Vom Bühnenbild her (Charlotta Burchard) ist aus dem Berliner Mietshaus eine abstrakte Konstruktion von Treppen, Schrägen, Podesten und Traversen geworden. Darauf hüpfen und überschlagen sich die Theaterfiguren gleich welchen Standes. Einzig ein riesiger Haufen von Theaterkostümen und Straßenkleidern auf dem Podest in der Mitte liefert so etwas wie einen konkreten Hinweis auf Zeit und Ort. Von der sozial verorteten Zeichnung existentieller Konflikte wandelt sich die Spielweise in eine grelle, akrobatisch ausgeturnte Zurschaustellung von Macken und Gebrechen. Petra Ehlert als Frau Knobbe liefert die »Gewittercharge« einer Dame, die bessere Tage gesehen hat, Elke Richter als Frau Hassenreuther stolpert lallelnd und dauerbetrunken über die Bühne, und der Kandidat Spitta (Alexander Pensel) kotzt sich, die Treppe herabgleitend, die Seele aus dem Leibe.
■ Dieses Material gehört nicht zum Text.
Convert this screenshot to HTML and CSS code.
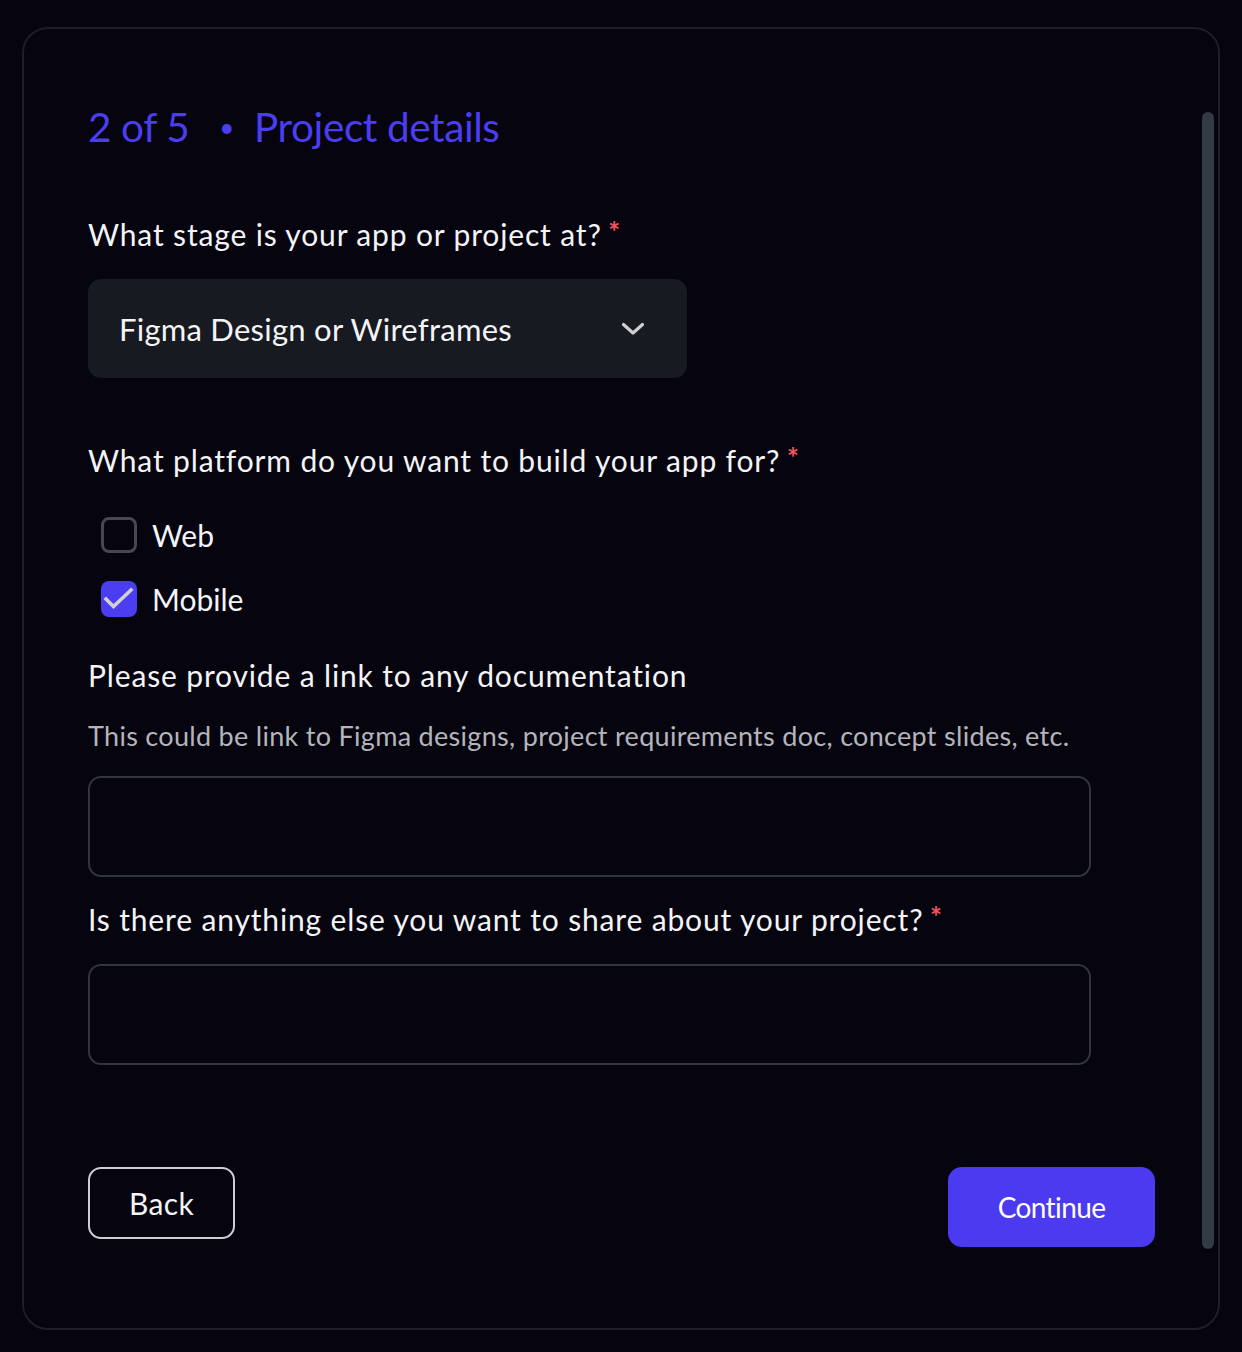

Ein Aufatmen dann, wenn es zwischen Frau John (Bettina Schneider) und Pauline (Anne Lebinsky) tatsächlich ums Leben geht, wenn die John alle Register des Verschleierns, des Einschmeichelns und des Drohens zieht. Überzeugend auch Matthias Brenner als Hassenreuther. Er, der in Wirklichkeit der Hallenser Theaterdirektor ist, spielt nicht in erster Linie den abgehalfterten und hohltönenden Barden, als den ihn Generationen von Schauspielern gespielt haben, sondern den mitfühlenden und streitbaren Sachwalter des Theaters gegen die Nachstellungen des gesellschaftlichen Umfelds. Insgesamt aber droht - wie in München - die berührende Geschichte von Getretenen und Beladenen durch stückfremden Aufputz erstickt zu werden.

Nächste Vorstellungen im Neuen Theater Halle: 28.2. und 1.3., im Münchner Residenztheater am 28.2. und 11.3.